08/12/2014 - 15:55 to 08/26/2014 - 15:55

The act of cooking in the milieu of twenty-first century capitalism has emerged as a site of conspicuous contradictions, as this everyday necessity has been ruthlessly commercialized, and thereby exceptionalized. We regard the celebrity chefs of reality television with adulation, while casually identifying ourselves, even in the absence of a connoisseur’s knowledge, as “foodies.” Every next week we convince ourselves of the heights of health that some old-yet-new, essential “superfood” will permit us to scale, while happily heaving money at the purveyors of an unebbing tide of overpriced artisanal preserves and “third wave” coffees. Everywhere, we are pressed to view food and drink as a ceaseless procession of elevated experiences and matchless moments. Considering that for most of its history the practice of food preparation has sooner been associated with drudgery than celebrity, it is difficult to reconcile something so everyday with today’s gastronomic game show. Artists, curators and critics, however, will quickly recognize what has happened to cooking as being the same as what, in many ways, has happened to art.

Against this social backdrop, articule hosts Everyday Cooking, Cooking Every Day, a research residency designed by Zoë Chan and Mark Clintberg to examine cooking in a manner that proceeds not from its exceptionalism but from its everydayness. Chan, a curator and art historian, and Clintberg, an artist who works in art history and curates exhibitions, found themselves drawn together by their common background in curation and the practice and history of art, as well as by a shared interest in food and cooking. Together, the two shaped the residency concept as a way to create a bridge between these concerns.
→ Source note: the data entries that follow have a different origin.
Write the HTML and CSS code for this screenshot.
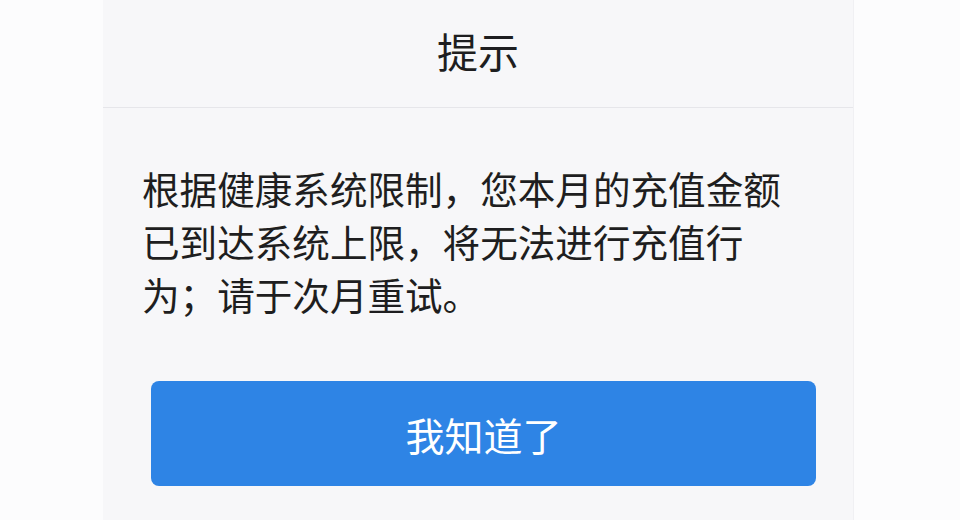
FILE: index.html
```html
<!DOCTYPE html>
<html lang="zh-CN">
<head>
    <meta charset="UTF-8">
    <meta name="viewport" content="width=device-width, initial-scale=1.0">
    <title>提示</title>
    <link rel="stylesheet" href="styles.css">
</head>
<body>

    <div class="dialog">
        <div class="dialog-header">
            <h1 class="dialog-title">提示</h1>
        </div>
        <div class="dialog-body">
            <p class="message">根据健康系统限制，您本月的充值金额已到达系统上限，将无法进行充值行为；请于次月重试。</p>
            <button class="confirm">我知道了</button>
        </div>
    </div>

</body>
</html>
```

FILE: styles.css
```css
body {
    margin: 0;
    background: #fcfcfd;
    font-family: "Noto Sans CJK SC", "Noto Sans", sans-serif;
    color: #1e1e20;
}
.dialog {
    width: 750px;
    min-height: 520px;
    margin-left: 103px;
    background: #f7f7f9;
    border-right: 1px solid #f0f0f3;
}
.dialog-header {
    height: 107px;
    display: flex;
    align-items: center;
    justify-content: center;
    border-bottom: 1px solid #e6e6ea;
}
.dialog-title {
    margin: 0;
    font-size: 41px;
    font-weight: normal;
    line-height: 1;
    padding-bottom: 6px;
}
.dialog-body {
    padding: 53px 0 0 0;
}
.message {
    margin: 0 39px;
    font-size: 37.6px;
    line-height: 53px;
}
.confirm {
    display: block;
    width: 665px;
    height: 105px;
    margin: 61px 0 0 48px;
    border: none;
    border-radius: 8px;
    background: #2e84e5;
    color: #fff;
    font-family: inherit;
    font-size: 39px;
    cursor: pointer;
}
```
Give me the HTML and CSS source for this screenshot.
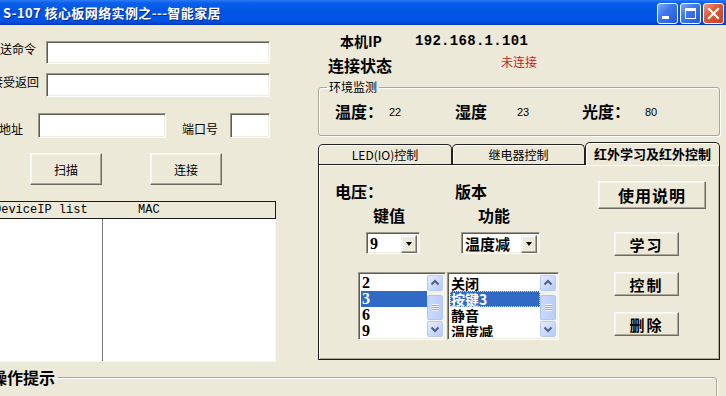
FILE: index.html
```html
<!DOCTYPE html>
<html lang="zh-CN">
<head>
<meta charset="utf-8">
<title>S-107 核心板网络实例之---智能家居</title>
<link rel="stylesheet" href="styles.css">
</head>
<body>
<div class="window">
  <div class="titlebar">
    <span class="title">S-107 核心板网络实例之---智能家居</span>
    <div class="tbtns">
      <span class="tbtn blue"><svg width="19" height="19" viewBox="0 0 19 19"><rect x="4" y="12" width="7" height="3" fill="#fff"/></svg></span>
      <span class="tbtn blue"><svg width="19" height="19" viewBox="0 0 19 19"><rect x="4.5" y="4.5" width="10" height="10" fill="none" stroke="#fff" stroke-width="1"/><rect x="4" y="4" width="11" height="3" fill="#fff"/></svg></span>
      <span class="tbtn red"><svg width="19" height="19" viewBox="0 0 19 19"><path d="M5 5 L14 14 M14 5 L5 14" stroke="#fff" stroke-width="2.2" stroke-linecap="square"/></svg></span>
    </div>
  </div>

  <div class="main">
    <div class="left">
      <div class="row r1"><span class="lbl w58">发送命令</span><span class="edit w224"></span></div>
      <div class="row r2"><span class="lbl w58 shift">接受返回</span><span class="edit w224"></span></div>
      <div class="row r3"><span class="lbl w50">IP地址</span><span class="edit w128"></span><span class="lbl port">端口号</span><span class="edit w40"></span></div>
      <div class="btnrow"><button class="btn w72">扫描</button><button class="btn w72">连接</button></div>
      <div class="listview">
        <div class="lvhead"><span class="c1">DeviceIP list</span><span class="c2">MAC</span></div>
        <div class="lvbody"><div class="col1"></div><div class="col2"></div></div>
      </div>
    </div>

    <div class="right">
      <div class="ipline"><span class="iplbl">本机IP</span><span class="ipval">192.168.1.101</span></div>
      <div class="status"><span class="stlbl">连接状态</span><span class="stval">未连接</span></div>
      <fieldset class="group env">
        <legend>环境监测</legend>
        <div class="envrow">
          <span class="k w54">温度：</span><span class="v w66">22</span>
          <span class="k w62">湿度</span><span class="v w65">23</span>
          <span class="k w63">光度：</span><span class="v">80</span>
        </div>
      </fieldset>

      <div class="tabs">
        <span class="tab t1">LED(IO)控制</span>
        <span class="tab t2">继电器控制</span>
        <span class="tab t3 active">红外学习及红外控制</span>
      </div>
      <div class="panel">
        <div class="pleft">
          <div class="prow pa"><span class="k w120">电压：</span><span class="k">版本</span></div>
          <div class="prow pb"><span class="k w105">键值</span><span class="k">功能</span></div>
          <div class="prow pc">
            <div class="combo cb1"><span class="ctext num">9</span><span class="cbtn"><i class="tri"></i></span></div>
            <div class="combo cb2"><span class="ctext">温度减</span><span class="cbtn"><i class="tri"></i></span></div>
          </div>
          <div class="prow pd">
            <div class="lb lb1">
              <div class="items num">
                <div class="item">2</div>
                <div class="item sel">3</div>
                <div class="item">6</div>
                <div class="item">9</div>
              </div>
              <div class="sb">
                <span class="sbb"><svg width="14" height="14" viewBox="0 0 14 14"><path d="M3.5 8.5 L7 5 L10.5 8.5" fill="none" stroke="#4D6185" stroke-width="2"/></svg></span>
                <span class="track"><span class="thumb"><i class="grip"></i></span></span>
                <span class="sbb"><svg width="14" height="14" viewBox="0 0 14 14"><path d="M3.5 5.5 L7 9 L10.5 5.5" fill="none" stroke="#4D6185" stroke-width="2"/></svg></span>
              </div>
            </div>
            <div class="lb lb2">
              <div class="items">
                <div class="item">关闭</div>
                <div class="item sel focus">按键3</div>
                <div class="item">静音</div>
                <div class="item">温度减</div>
              </div>
              <div class="sb">
                <span class="sbb"><svg width="14" height="14" viewBox="0 0 14 14"><path d="M3.5 8.5 L7 5 L10.5 8.5" fill="none" stroke="#4D6185" stroke-width="2"/></svg></span>
                <span class="track"><span class="thumb"><i class="grip"></i></span></span>
                <span class="sbb"><svg width="14" height="14" viewBox="0 0 14 14"><path d="M3.5 5.5 L7 9 L10.5 5.5" fill="none" stroke="#4D6185" stroke-width="2"/></svg></span>
              </div>
            </div>
          </div>
        </div>
        <div class="pright">
          <button class="btn big help">使用说明</button>
          <button class="btn big act learn">学习</button>
          <button class="btn big act">控制</button>
          <button class="btn big act">删除</button>
        </div>
      </div>
    </div>
  </div>

  <fieldset class="group tips"><legend>操作提示</legend></fieldset>
</div>
</body>
</html>
```

FILE: styles.css
```css
* { box-sizing: border-box; }
html, body { margin: 0; padding: 0; }
body {
  width: 726px;
  height: 396px;
  overflow: hidden;
  background: #ECE9D8;
  font-family: "Noto Sans CJK SC", "Liberation Sans", sans-serif;
  font-size: 12px;
  color: #000;
}
.window {
  width: 726px;
  height: 396px;
  overflow: hidden;
  display: flex;
  flex-direction: column;
}

/* title bar */
.titlebar {
  flex: none;
  height: 25px;
  display: flex;
  align-items: center;
  justify-content: space-between;
  padding: 0 2px 0 3px;
  background: linear-gradient(#2C7BF5 0%, #0A5FEB 12%, #0054E3 45%, #0055E8 80%, #0049D4 92%, #0A3BAE 100%);
}
.title {
  color: #fff;
  font-weight: bold;
  font-size: 13px;
  letter-spacing: 0.4px;
  text-shadow: 1px 1px 0 #0A2A8F;
  white-space: nowrap;
}
.tbtns { display: flex; gap: 2px; padding-top: 1px; }
.tbtn {
  width: 21px;
  height: 21px;
  border: 1px solid #fff;
  border-radius: 3px;
  display: flex;
  align-items: center;
  justify-content: center;
}
.tbtn.blue { background: linear-gradient(135deg, #7FA9FA 0%, #3C78EE 40%, #2158DC 100%); }
.tbtn.red { background: linear-gradient(135deg, #F39A80 0%, #E05A38 40%, #C8401F 100%); }

/* main two columns */
.main {
  flex: none;
  height: 341px;
  margin-left: -12px;
  display: grid;
  grid-template-columns: 288px 402px;
  column-gap: 42px;
}

/* controls */
.edit {
  display: block;
  background: #fff;
  border: 1px solid;
  border-color: #9C9A8C #FFFFFF #FFFFFF #9C9A8C;
  box-shadow: inset 1px 1px 0 #5E5C52, inset -1px -1px 0 #EFEDE3;
}
.btn {
  font: inherit;
  color: #000;
  background: #ECE9D8;
  border: 1px solid;
  border-color: #FFFFFF #6E6C62 #6E6C62 #FFFFFF;
  box-shadow: inset -1px -1px 0 #ACA899, inset 1px 1px 0 #F6F5EE;
  padding: 0;
  display: flex;
  align-items: center;
  justify-content: center;
}

/* left column */
.row { display: flex; align-items: flex-start; }
.lbl { line-height: 14px; white-space: nowrap; flex: none; }
.w58 { width: 58px; }
.w50 { width: 50px; }
.shift { padding-left: 3px; }
.w224 { width: 224px; }
.w128 { width: 128px; }
.w40 { width: 40px; }
.r1 { margin-top: 16px; height: 23px; }
.r1 .lbl { padding-top: 1px; }
.r1 .edit { height: 23px; }
.r2 { margin-top: 9px; height: 24px; }
.r2 .lbl { padding-top: 2px; }
.r2 .edit { height: 24px; }
.r3 { margin-top: 16px; height: 25px; }
.r3 .edit { height: 25px; }
.r3 .lbl { padding-top: 9px; }
.port { margin-left: 16px; width: 48px; }
.btnrow {
  margin-top: 15px;
  height: 32px;
  padding-left: 42px;
  display: flex;
  gap: 48px;
}
.w72 { width: 72px; height: 32px; }
.listview {
  margin-top: 16px;
  height: 161px;
  display: flex;
  flex-direction: column;
}
.lvhead {
  flex: none;
  height: 18px;
  border: 1px solid #1A1A1A;
  background: #ECE9D8;
  display: flex;
  align-items: center;
  font-family: "Liberation Mono", "DejaVu Sans Mono", monospace;
  font-size: 12px;
  padding-left: 5px;
}
.c1 { width: 144px; }
.lvbody {
  flex: 1;
  display: flex;
  background: #fff;
  border-right: 1px solid #F7F6F0;
  border-bottom: 1px solid #F7F6F0;
}
.col1 { width: 115px; border-right: 1px solid #777; }
.col2 { flex: 1; }

/* right column */
.ipline {
  margin-top: 8px;
  height: 16px;
  line-height: 16px;
  padding-left: 22px;
  font-weight: bold;
  font-size: 14px;
  display: flex;
}
.iplbl { width: 75px; }
.ipval { font-family: "Liberation Mono", "DejaVu Sans Mono", monospace; font-size: 14px; letter-spacing: 0.3px; }
.status {
  margin-top: 6px;
  height: 20px;
  line-height: 20px;
  padding-left: 10px;
  display: flex;
  align-items: flex-start;
}
.stlbl { width: 173px; font-weight: bold; font-size: 16px; }
.stval { color: #C41E1E; font-size: 12px; line-height: 14px; padding-top: 0; }

.group {
  margin: 0;
  padding: 0;
  min-width: 0;
  border: 1px solid #A9A795;
  border-radius: 3px;
  box-shadow: inset 1px 1px 0 #FFFFFF, 1px 1px 0 #FFFFFF;
}
.group legend {
  margin-left: 8px;
  padding: 0 2px;
  line-height: 14px;
  font-size: 12px;
}
.env { margin-top: 5px; padding-bottom: 14px; }
.envrow {
  margin-top: 7px;
  height: 20px;
  padding-left: 16px;
  display: flex;
  align-items: center;
}
.k { font-weight: bold; font-size: 16px; line-height: 16px; white-space: nowrap; }
.v { font-family: "Liberation Sans", sans-serif; font-size: 11px; padding-top: 1px; }
.w54 { width: 54px; }
.w66 { width: 66px; }
.w62 { width: 62px; }
.w65 { width: 65px; }
.w63 { width: 63px; }
.w120 { width: 120px; }
.w105 { width: 105px; }

/* tabs */
.tabs {
  margin-top: 6px;
  height: 22px;
  display: flex;
  align-items: flex-end;
}
.tab {
  height: 20px;
  border: 1px solid #222;
  border-bottom: none;
  border-radius: 5px 5px 0 0;
  background: #ECE9D8;
  box-shadow: inset 1px 1px 0 #FFFFFF;
  display: flex;
  align-items: center;
  justify-content: center;
  font-size: 12px;
  white-space: nowrap;
}
.t1 { width: 134px; }
.t2 { width: 133px; }
.t3 { width: 135px; }
.tab.active {
  height: 23px;
  margin-bottom: -1px;
  position: relative;
  z-index: 1;
  font-weight: bold;
  font-size: 13px;
  padding-bottom: 2px;
}
.panel {
  height: 196px;
  border: 1px solid #1E1E1E;
  box-shadow: inset 1px 1px 0 #FFFFFF, inset -1px -1px 0 #ACA899;
  padding: 16px 0 0 16px;
  display: grid;
  grid-template-columns: 263px 108px;
  align-items: start;
}
.prow { display: flex; }
.pa { margin-top: 2px; height: 16px; }
.pb { margin-top: 8px; height: 16px; padding-left: 38px; }
.pc { margin-top: 9px; height: 22px; }
.pd { margin-top: 18px; height: 68px; padding-left: 23px; }

.combo {
  height: 22px;
  display: flex;
  background: #fff;
  border: 1px solid;
  border-color: #9C9A8C #FFFFFF #FFFFFF #9C9A8C;
  box-shadow: inset 1px 1px 0 #5E5C52, inset -1px -1px 0 #EFEDE3;
  padding: 2px 2px 2px 2px;
}
.cb1 { width: 54px; margin-left: 31px; }
.cb2 { width: 79px; margin-left: 41px; }
.ctext {
  flex: 1;
  font-weight: bold;
  font-size: 15px;
  line-height: 18px;
  padding-left: 1px;
  white-space: nowrap;
}
.num { font-family: "Liberation Serif", "DejaVu Serif", serif; font-weight: bold; }
.ctext.num { font-size: 16px; }
.cbtn {
  width: 16px;
  height: 18px;
  flex: none;
  background: #ECE9D8;
  border: 1px solid;
  border-color: #F1EFE2 #6E6C62 #6E6C62 #F1EFE2;
  box-shadow: inset -1px -1px 0 #ACA899, inset 1px 1px 0 #fff;
  display: flex;
  align-items: center;
  justify-content: center;
}
.tri {
  width: 0;
  height: 0;
  border-left: 3.5px solid transparent;
  border-right: 3.5px solid transparent;
  border-top: 4px solid #000;
}

.lb {
  height: 68px;
  display: flex;
  background: #fff;
  border: 1px solid;
  border-color: #9C9A8C #FFFFFF #FFFFFF #9C9A8C;
  box-shadow: inset 1px 1px 0 #5E5C52, inset -1px -1px 0 #EFEDE3;
  padding: 2px;
}
.lb1 { width: 88px; }
.lb2 { width: 112px; margin-left: 1px; }
.items { flex: 1; overflow: hidden; }
.item {
  height: 16px;
  line-height: 16px;
  font-weight: bold;
  font-size: 14px;
  padding-left: 1px;
  white-space: nowrap;
  overflow: hidden;
}
.items.num .item { font-size: 16px; }
.item.sel { background: #316AC5; color: #fff; }
.item.focus { outline: 1px dotted #C8D6F0; outline-offset: -1px; }
.sb {
  width: 16px;
  flex: none;
  display: flex;
  flex-direction: column;
  background: #F3F2EC;
}
.sbb {
  height: 16px;
  flex: none;
  border: 1px solid #B7CBF5;
  border-radius: 2px;
  background: linear-gradient(135deg, #E4ECFE 0%, #C8D7FC 60%, #B6C9F7 100%);
  display: flex;
  align-items: center;
  justify-content: center;
}
.track { flex: 1; display: flex; padding: 4px 0 1px 0; }
.thumb {
  flex: 1;
  border: 1px solid #B0C4F2;
  border-radius: 2px;
  background: linear-gradient(90deg, #CAD9FD 0%, #BACDF9 100%);
  display: flex;
  align-items: center;
  justify-content: center;
}
.grip {
  width: 7px;
  height: 7px;
  background: repeating-linear-gradient(#EEF3FE 0 1px, #8DAEEF 1px 2px);
}

.pright { display: flex; flex-direction: column; }
.big { font-weight: bold; font-size: 16px; letter-spacing: 1px; }
.help { width: 108px; height: 28px; }
.act { width: 65px; height: 24px; margin-left: 16px; margin-top: 16px; font-size: 15px; letter-spacing: 2px; }
.act.learn { margin-top: 23px; }

/* bottom group */
.tips {
  flex: none;
  margin-left: -20px;
  width: 737px;
  height: 50px;
}
.tips legend {
  font-weight: bold;
  font-size: 16px;
  line-height: 22px;
  padding: 0 3px 0 2px;
}
```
Keeping at arm’s length the art world’s obsession with originality and newness, Chan and Clintberg resolved to explore the practice of food preparation in its quotidian fullness, hoping potentially to model new approaches to art and curation.

Recontextualizing everyday activities like grocery shopping and the preparation of meals as research methods, Chan and Clintberg will combine these activities with person-to-person interviews, blogging, poster making and other activities. They will also study various texts, cookbooks, films, blogs and memoirs about food and cooking, and will prepare meals for a series of guests, using dinner (and lunch and tea) parties, including virtual ones, as spaces in which to open discussion about notions of hospitality and sociability, tradition and ritual, taste and pleasure, social class and privilege, and food security and scarcity. Their research activities will point toward a central question: Can everyday cooking be an anchor point for us, from which we may draw lessons we can apply more broadly to art and culture? The residency will culminate with a presentation, at the gallery, of the results of Chan and Clintberg’s research.

 

—Edwin Janzen

Born in Winnipeg and based in Montreal, Edwin Janzen’s visual art practice extends across artistic disciplines to examine how we define ourselves through fantasies about technology. Edwin is also a contact writer and editor, and sits on articule’s board of directors.